Ainsi, une étude a été menée par des organismes indépendants, après d’autres évaluations effectuées tout au long de l’année scolaire passée. Et ce que dit cette étude qui a porté sur les acquisitions des jeunes écoliers est que les écoles pionnières se situent dans le top 1% mondial. Ça fait rudement plaisir et puis surtout ça nous change de notre grisaille habituelle des rangs inférieurs en à peu près tout en matière d’éducation et de formation.

Las… « Nul n’est prophète en son pays », pourrait-on dire ou, selon une autre déclinaison « ويل لمن أشارت إليه الأصابع ولو في الخير ». Chakib Benmoussa, on s’en souvient, avait été très rudement malmené au 4ème trimestre de 2023, avec des concertations de plus en plus acérées, des manifestants de plus en plus acerbes, des « coordinations » venues d’on ne sait où ni pour quelles raisons cachées (même si on s’en doute chouiya)… et un cinglant désaveu du chef du gouvernement qui « dilue » Chakib Benmoussa dans un improbable triumvirat ministériel, en même temps qu’une très singulière campagne médiatique est lancée contre lui. Mais c’était sans compter sur l’opiniâtreté du ministre et de ses équipes, qui ont de toute évidence lu la fable du chêne et du roseau ; ils se sont tous fait roseaux, ont plié, supporté la bourrasque qui s’est épuisée puis usée… et ils ont poursuivi leur tâche, jusqu’à cette rentrée, où ils ont eu l’heur de recevoir les résultats de leur travail. En dépit des louables efforts de ces mystérieux gens énervés qui, de mois en mois puis de jour en jour, s’évertuaient à ne pas lui lâcher les baskets.

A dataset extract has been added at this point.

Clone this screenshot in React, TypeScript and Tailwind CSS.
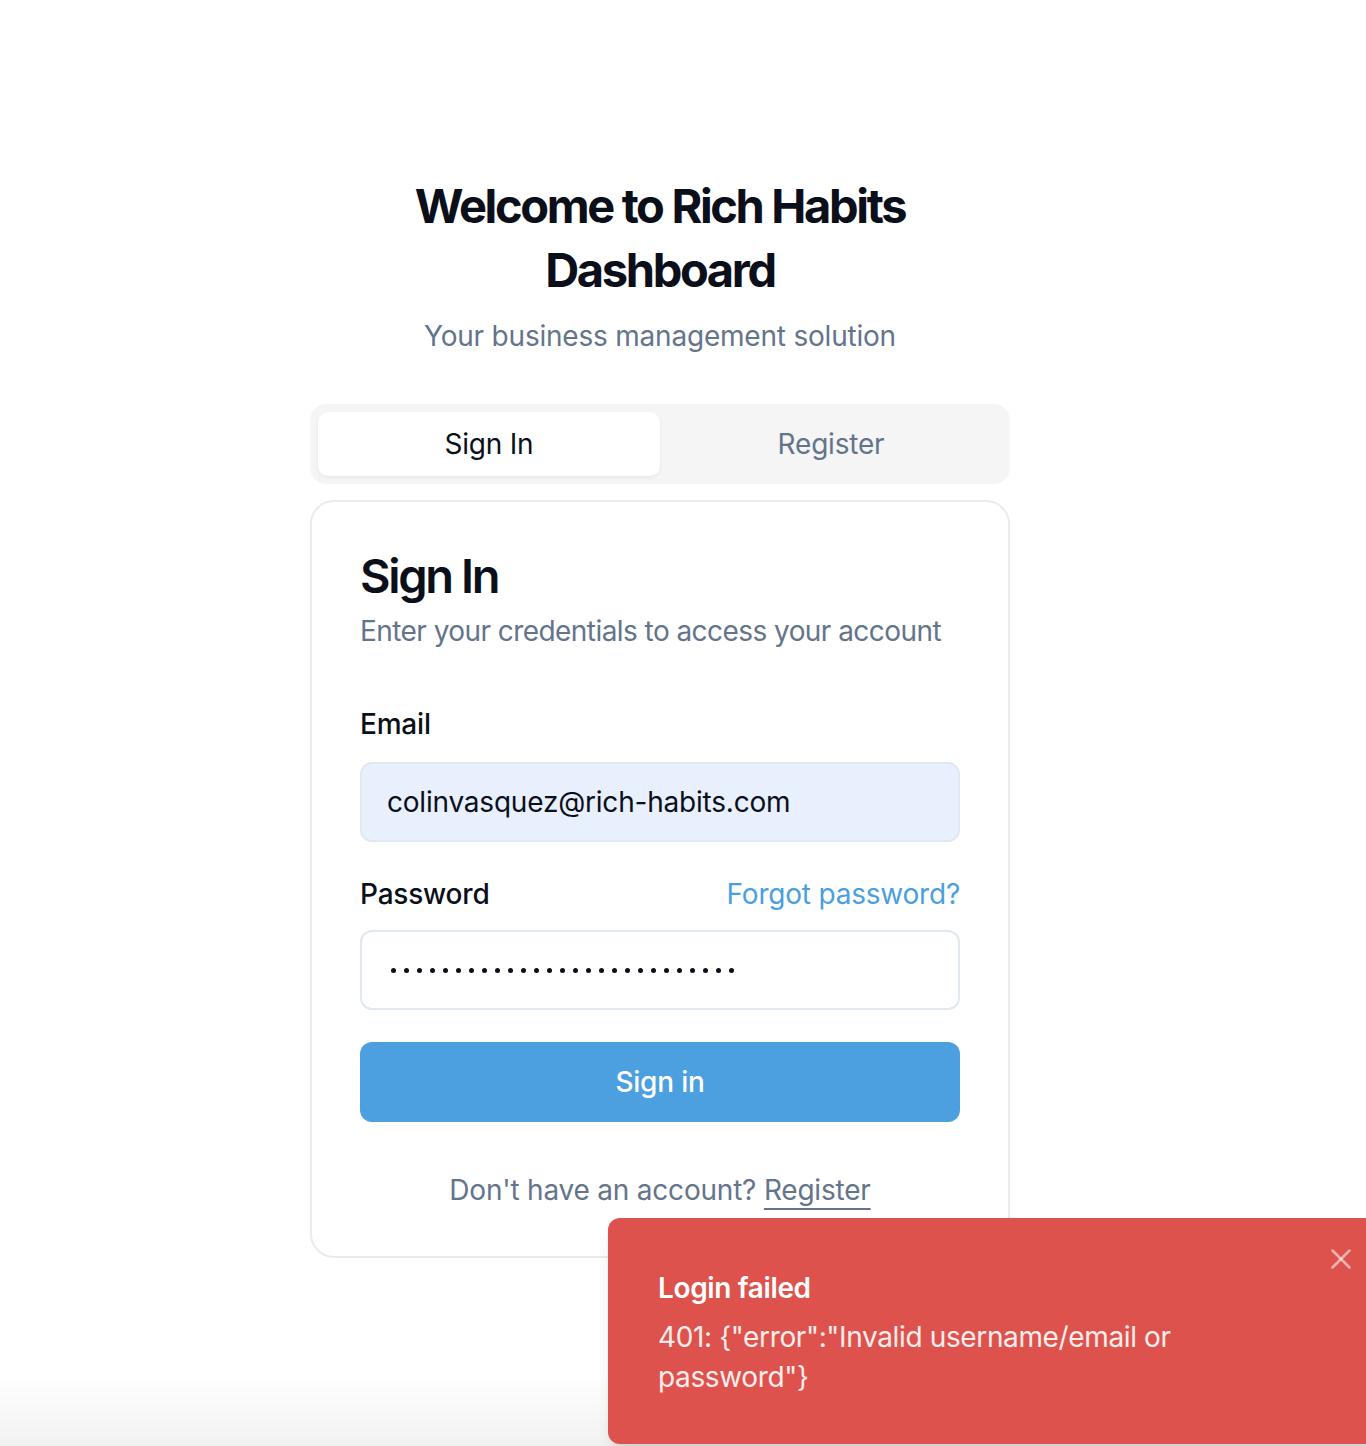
import React from 'react';
import { X } from 'lucide-react';

const ERROR_TEXT = '401: {"error":"Invalid username/email or password"}';

function PasswordDots({ count }: { count: number }) {
  return (
    <div className="flex items-center gap-[8px]">
      {Array.from({ length: count }).map((_, i) => (
        <span key={i} className="block h-[5px] w-[5px] rounded-full bg-[#0b0f1a]" />
      ))}
    </div>
  );
}

function Toast() {
  return (
    <div className="absolute left-[608px] top-[1218px] w-[800px] h-[226px] rounded-[12px] bg-[#dd524c] shadow-lg">
      <div className="pl-[50px] pt-[50px]">
        <div className="text-[28px] leading-[40px] font-semibold tracking-[-0.013em] text-white">Login failed</div>
        <div className="mt-[9px] w-[560px] text-[28px] leading-[40px] tracking-[-0.013em] text-white/90">
          {ERROR_TEXT}
        </div>
      </div>
      <button className="absolute left-[716px] top-[24px] text-white/55">
        <X size={34} strokeWidth={1.8} />
      </button>
    </div>
  );
}

export default function App() {
  return (
    <div className="relative min-h-[1446px] w-full overflow-hidden bg-[linear-gradient(to_bottom,#ffffff_0%,#ffffff_95%,#f2f2f2_100%)] font-['Inter',sans-serif] tracking-[-0.013em] text-[#0b0f1a]">
      <div className="w-[1320px]">
        <div className="mx-auto w-[700px] pt-[174px]">
          <div className="text-center">
            <h1 className="mx-auto w-[560px] text-[47px] leading-[64px] font-bold tracking-[-0.05em] text-[#0b0f1a]">
              Welcome to Rich Habits Dashboard
            </h1>
            <p className="mt-[14px] text-[28px] leading-[40px] text-[#64748b]">
              Your business management solution
            </p>
          </div>

          <div className="mt-[48px] grid grid-cols-2 rounded-[16px] bg-[#f5f5f5] p-[8px]">
            <div className="flex h-[64px] items-center justify-center rounded-[10px] bg-white text-[28px] text-[#0b0f1a] shadow-[0_2px_4px_rgba(0,0,0,0.06)]">
              Sign In
            </div>
            <div className="flex h-[64px] items-center justify-center text-[28px] text-[#64748b]">
              Register
            </div>
          </div>

          <div className="mt-[16px] rounded-[24px] border-2 border-[#e8ebf0] bg-white px-[48px] pt-[46px] pb-[46px]">
            <h2 className="text-[47px] leading-[56px] font-semibold tracking-[-0.05em] text-[#0b0f1a]">Sign In</h2>
            <p className="mt-[7px] text-[28px] leading-[40px] tracking-[-0.02em] text-[#64748b]">
              Enter your credentials to access your account
            </p>

            <label className="mt-[53px] block text-[28px] leading-[40px] font-medium text-[#0b0f1a]">Email</label>
            <div className="mt-[18px] flex h-[80px] items-center rounded-[12px] border-2 border-[#e2e8f0] bg-[#e8f0fe] px-[25px] text-[28px] text-[#0b0f1a]">
              colinvasquez@rich-habits.com
            </div>

            <div className="mt-[32px] flex items-center justify-between">
              <label className="text-[28px] leading-[40px] font-medium text-[#0b0f1a]">Password</label>
              <a className="text-[28px] leading-[40px] text-[#4a9fe0]">Forgot password?</a>
            </div>
            <div className="mt-[16px] flex h-[80px] items-center rounded-[12px] border-2 border-[#e2e8f0] bg-white px-[29px]">
              <PasswordDots count={27} />
            </div>

            <button className="mt-[32px] flex h-[80px] w-full items-center justify-center rounded-[12px] bg-[#4ca0e0] text-[28px] font-medium text-white">
              Sign in
            </button>

            <p className="mt-[48px] text-center text-[28px] leading-[40px] text-[#64748b]">
              Don't have an account?{' '}
              <span className="underline decoration-2 underline-offset-[8px]">Register</span>
            </p>
          </div>
        </div>
      </div>

      <Toast />
    </div>
  );
}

Il est important de saluer le courage de Chakib Benmoussa et la ténacité de ses équipes, passés maîtres dans l’art difficile d’avaler les pires déconvenues. Ils sont comme ce boxeur malmené mais qui marque des points ; il a besoin d’applaudissements et d’encouragements pour persévérer, et il en va de même pour cette équipe qui gagne. Il n’est qu’à voir les commentaires sur les réseaux, qui vont tous dans le sens de cette idée mille fois formulée : « Pour une fois qu’on y a cru et qu’on y croit, laissez-les travailler ! ».

Rien ne se fait sans douleur et la douleur est souvent condition de rémission et annonciatrice de remédiation, pour reprendre le mot phare du titre de l’étude d’évaluation. Et la douleur, c’est l’introduction de nouvelles méthodes d’apprentissage et d’intervention ; et comme chacun sait, dans un pays comme le Maroc, habitué à la rente et indifférent à la médiocrité qu’elle induit, on n’aime pas la nouveauté… surtout quand l’Etat a semblé avoir renoncé à réformer l’école publique pour la remplacer par le privé, mercantile par essence et incertain par nature.

Et du coup, comme on dit trop souvent aujourd’hui en mauvais français, les près de 630 écoles pionnières et leur environ 300.000 écoliers passeront à 2.000 établissements et 1,2 million d’apprenants… qui apprendront vraiment quelque chose. Ils s’exprimeront mieux, liront plus vite et avec plus de précision, obtiendront de bonnes évaluations de leurs connaissances, et se classeront du point de vue des résultats parmi les meilleurs au monde. Répétons-le, lentement, pour mieux le goûter, « parmi les meilleurs au monde ». Ça nous change.

L’accent a été mis sur l’enseignant, sa formation, son cadre de travail et son revenu ; les classes sont mieux aménagées et les programmes d’encadrement et de remédiation aux lacunes sont mieux calibrés. Tout cela coûte de l’argent certes, mais très certainement moins que les 43 milliards de DH engloutis dans le néant d’une réforme mort-née entre 2009 et 2011.  

Cette fois, ce qui est entrepris peut fonctionner, et il fonctionne déjà. Il faut juste que ceux qui avaient attaqué et éreinté Chakib Benmoussa et ses équipes les laissent travailler. Autrement dit, qu’ils acceptent qu’un grand projet de grande réforme atteigne de grands résultats. Le Modèle de développement, largement ignoré sous ce gouvernement, servira au moins à quelque chose…

Peut-on croire que, enfin, dans ce vieux pays, l’éducation nationale soit sur le bon rail ? Oui, on peut y croire, si bien évidemment on laisse faire M. Benmoussa et ses équipes. Ils le valent bien, ayant déjà payé le prix fort, ayant déjà pris assez de coups, hauts et bas. Chakib Benmoussa est sans doute aussi taiseux que M. Akhannouch, mais il est capable de penser des politiques, réaliser des rapports, conduire les politiques qui en découlent, et les défendre.